My fear of STIs has controlled me. Every time I have sex, I worry for hours that I may have contracted something. HelWell has my name and birthdate down pat because I get tested so frequently.
The point is that instead of supporting me, taking me to get birth control, buying me a box of condoms, she did the sheer opposite. She thwarted all my attempts to get the pill because I didn’t need it because I would not be having sex again.
She didn’t understand that being sexually active involves a gray scale, that having sex, in typical circumstances, is a decision one chooses to make. She didn’t understand that once that decision has been taken once, it would probably be taken again.
This shame, guilt and fear of pregnancy and STIs has stayed with me throughout college. Although my mom is not someone I can share any of my concerns with or talk about boys with, she did teach me a valuable lesson.
She taught me to be honest and cautious — probably a little too cautious. Her anxiety about sexual health has taught me to be careful about my own. I have learned to accept that her anxieties and lack of ability to accept stems for a cultural divide that I may never be able to understand.

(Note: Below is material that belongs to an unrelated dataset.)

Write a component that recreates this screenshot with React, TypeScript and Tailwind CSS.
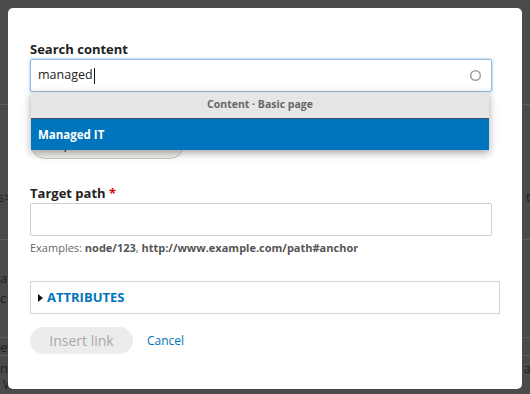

Those who know me know that my feelings surrounding Indian culture are not positive ones. Growing up I always felt very caught between Indian and American culture, and I spent a good part of my life trying to figure out where I fit.
This experience with my mom has certainly helped me figure out where I land between the two. I now know myself well enough to know what I am willing to apologize for, and not being a virgin is not one of those things.